[Begin SOURCE EXCERPT]

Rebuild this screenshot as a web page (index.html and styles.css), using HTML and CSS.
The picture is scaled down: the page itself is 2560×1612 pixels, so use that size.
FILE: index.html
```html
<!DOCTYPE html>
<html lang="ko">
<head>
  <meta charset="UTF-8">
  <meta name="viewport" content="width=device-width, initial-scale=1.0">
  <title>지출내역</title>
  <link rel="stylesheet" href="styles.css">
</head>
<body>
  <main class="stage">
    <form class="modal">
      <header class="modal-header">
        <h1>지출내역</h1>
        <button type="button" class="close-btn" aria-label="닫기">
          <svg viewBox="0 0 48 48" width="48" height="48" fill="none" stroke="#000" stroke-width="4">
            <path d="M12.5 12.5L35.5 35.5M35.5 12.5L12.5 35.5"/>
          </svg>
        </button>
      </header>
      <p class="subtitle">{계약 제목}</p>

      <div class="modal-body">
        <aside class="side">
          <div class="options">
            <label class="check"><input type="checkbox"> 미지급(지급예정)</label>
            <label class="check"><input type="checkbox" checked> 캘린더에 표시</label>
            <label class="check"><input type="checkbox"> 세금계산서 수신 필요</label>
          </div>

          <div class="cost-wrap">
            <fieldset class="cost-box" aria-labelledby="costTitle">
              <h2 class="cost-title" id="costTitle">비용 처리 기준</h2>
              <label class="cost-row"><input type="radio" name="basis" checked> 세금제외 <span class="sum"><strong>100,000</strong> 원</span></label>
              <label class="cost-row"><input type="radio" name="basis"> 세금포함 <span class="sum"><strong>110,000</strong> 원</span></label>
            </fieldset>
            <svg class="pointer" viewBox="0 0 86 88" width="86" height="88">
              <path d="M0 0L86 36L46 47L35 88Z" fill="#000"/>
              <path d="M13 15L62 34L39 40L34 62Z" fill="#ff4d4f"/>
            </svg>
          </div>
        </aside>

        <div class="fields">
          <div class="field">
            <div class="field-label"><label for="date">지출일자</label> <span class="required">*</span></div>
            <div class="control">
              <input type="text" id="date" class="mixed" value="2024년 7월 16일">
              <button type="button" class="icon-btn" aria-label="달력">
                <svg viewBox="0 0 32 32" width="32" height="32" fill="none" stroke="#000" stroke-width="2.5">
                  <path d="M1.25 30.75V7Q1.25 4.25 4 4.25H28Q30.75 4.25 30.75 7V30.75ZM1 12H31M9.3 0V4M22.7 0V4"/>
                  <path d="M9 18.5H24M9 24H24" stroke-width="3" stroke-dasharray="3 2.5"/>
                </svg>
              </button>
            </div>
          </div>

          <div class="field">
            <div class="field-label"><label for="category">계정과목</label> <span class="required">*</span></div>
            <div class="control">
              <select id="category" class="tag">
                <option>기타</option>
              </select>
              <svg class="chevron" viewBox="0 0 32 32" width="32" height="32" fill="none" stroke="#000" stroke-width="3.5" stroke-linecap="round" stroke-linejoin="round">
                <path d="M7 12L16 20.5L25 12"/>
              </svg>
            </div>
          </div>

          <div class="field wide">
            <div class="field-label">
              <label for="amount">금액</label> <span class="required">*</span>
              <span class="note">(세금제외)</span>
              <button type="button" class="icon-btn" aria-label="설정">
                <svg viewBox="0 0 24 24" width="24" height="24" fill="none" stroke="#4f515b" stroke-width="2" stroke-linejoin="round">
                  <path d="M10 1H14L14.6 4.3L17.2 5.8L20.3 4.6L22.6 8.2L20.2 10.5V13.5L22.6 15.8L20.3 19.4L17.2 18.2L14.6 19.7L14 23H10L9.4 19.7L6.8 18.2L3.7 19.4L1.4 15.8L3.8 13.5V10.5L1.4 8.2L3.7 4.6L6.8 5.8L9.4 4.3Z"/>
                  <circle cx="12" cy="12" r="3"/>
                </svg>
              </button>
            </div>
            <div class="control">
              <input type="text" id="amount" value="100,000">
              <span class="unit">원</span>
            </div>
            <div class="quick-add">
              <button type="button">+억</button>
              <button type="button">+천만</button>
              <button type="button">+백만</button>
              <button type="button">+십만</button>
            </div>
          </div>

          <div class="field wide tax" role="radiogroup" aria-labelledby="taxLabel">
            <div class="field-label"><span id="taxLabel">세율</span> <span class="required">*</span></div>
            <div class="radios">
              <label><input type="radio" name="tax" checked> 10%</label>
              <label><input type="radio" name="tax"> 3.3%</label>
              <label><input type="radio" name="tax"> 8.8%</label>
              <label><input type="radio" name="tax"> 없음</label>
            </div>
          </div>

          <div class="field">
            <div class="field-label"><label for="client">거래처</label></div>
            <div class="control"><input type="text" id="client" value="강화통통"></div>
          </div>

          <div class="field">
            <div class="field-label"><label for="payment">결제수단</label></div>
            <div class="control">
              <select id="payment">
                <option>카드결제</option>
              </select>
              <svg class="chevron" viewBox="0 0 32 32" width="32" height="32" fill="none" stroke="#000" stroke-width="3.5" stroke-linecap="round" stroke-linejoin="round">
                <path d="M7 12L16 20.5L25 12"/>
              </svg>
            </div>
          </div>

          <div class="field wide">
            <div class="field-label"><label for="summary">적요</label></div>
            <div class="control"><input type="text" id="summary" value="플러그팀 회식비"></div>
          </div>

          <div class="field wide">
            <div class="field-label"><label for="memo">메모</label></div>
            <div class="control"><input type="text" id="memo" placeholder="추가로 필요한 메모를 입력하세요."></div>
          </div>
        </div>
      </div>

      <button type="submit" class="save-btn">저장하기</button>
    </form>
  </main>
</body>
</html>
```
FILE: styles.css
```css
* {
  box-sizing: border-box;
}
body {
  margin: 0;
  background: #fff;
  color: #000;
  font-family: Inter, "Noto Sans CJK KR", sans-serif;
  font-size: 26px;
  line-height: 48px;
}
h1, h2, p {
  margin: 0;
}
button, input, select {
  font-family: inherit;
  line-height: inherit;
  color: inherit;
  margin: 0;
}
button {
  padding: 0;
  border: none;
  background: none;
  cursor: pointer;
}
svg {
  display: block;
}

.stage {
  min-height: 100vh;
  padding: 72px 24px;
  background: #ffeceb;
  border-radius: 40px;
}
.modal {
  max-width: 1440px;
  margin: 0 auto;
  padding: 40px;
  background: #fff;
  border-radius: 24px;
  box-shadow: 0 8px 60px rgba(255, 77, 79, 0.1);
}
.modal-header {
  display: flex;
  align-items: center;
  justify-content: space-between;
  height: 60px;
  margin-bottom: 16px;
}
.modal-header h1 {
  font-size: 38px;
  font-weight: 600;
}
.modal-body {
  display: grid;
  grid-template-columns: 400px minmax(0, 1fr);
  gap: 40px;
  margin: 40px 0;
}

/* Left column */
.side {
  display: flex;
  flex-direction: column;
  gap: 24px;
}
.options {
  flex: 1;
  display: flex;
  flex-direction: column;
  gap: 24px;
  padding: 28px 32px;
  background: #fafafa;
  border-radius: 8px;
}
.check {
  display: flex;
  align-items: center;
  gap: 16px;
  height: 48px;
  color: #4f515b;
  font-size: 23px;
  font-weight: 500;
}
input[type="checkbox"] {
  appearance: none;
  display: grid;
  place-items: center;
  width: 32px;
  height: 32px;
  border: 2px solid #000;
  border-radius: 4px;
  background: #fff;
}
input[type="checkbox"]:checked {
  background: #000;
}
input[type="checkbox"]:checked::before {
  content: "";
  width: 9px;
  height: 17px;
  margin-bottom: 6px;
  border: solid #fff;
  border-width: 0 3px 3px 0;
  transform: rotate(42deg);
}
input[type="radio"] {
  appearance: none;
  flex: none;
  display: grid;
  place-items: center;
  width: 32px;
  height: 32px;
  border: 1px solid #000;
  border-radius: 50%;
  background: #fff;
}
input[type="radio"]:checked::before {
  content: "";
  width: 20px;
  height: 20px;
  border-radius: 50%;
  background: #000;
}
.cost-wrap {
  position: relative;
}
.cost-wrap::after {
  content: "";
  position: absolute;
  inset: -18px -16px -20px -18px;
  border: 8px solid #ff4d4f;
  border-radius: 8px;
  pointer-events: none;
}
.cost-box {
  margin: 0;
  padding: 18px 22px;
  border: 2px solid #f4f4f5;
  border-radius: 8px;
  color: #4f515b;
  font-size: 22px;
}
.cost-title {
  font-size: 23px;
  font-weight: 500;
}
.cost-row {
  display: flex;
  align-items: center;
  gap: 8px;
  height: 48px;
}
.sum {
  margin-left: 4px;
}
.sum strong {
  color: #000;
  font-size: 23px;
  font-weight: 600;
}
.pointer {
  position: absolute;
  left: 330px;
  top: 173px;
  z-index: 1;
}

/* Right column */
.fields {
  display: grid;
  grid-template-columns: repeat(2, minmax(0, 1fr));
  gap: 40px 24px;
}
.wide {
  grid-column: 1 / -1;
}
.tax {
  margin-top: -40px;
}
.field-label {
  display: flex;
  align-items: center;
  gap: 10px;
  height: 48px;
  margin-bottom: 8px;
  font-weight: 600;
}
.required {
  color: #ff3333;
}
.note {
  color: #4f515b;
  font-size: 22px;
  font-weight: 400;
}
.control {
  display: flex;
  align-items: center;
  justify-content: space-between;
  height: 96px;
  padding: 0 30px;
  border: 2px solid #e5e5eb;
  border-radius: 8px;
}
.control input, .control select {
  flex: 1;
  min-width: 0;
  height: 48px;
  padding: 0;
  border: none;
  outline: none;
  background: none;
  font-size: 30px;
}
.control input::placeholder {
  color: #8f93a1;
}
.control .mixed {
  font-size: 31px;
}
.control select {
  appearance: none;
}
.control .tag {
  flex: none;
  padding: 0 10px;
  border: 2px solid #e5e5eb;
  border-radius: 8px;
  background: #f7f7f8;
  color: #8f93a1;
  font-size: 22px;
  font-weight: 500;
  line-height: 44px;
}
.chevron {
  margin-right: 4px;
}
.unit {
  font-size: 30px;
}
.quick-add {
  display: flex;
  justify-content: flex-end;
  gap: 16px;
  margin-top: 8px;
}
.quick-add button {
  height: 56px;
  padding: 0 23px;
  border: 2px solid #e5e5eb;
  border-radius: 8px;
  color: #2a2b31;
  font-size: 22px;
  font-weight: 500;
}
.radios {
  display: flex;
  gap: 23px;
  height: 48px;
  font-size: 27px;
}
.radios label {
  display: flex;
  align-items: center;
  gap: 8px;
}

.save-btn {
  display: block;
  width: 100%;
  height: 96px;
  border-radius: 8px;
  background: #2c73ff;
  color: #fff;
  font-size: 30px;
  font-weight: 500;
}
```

[End SOURCE EXCERPT]

Looking at the listing above, count the lines that contain "page" and give nothing but the number.

2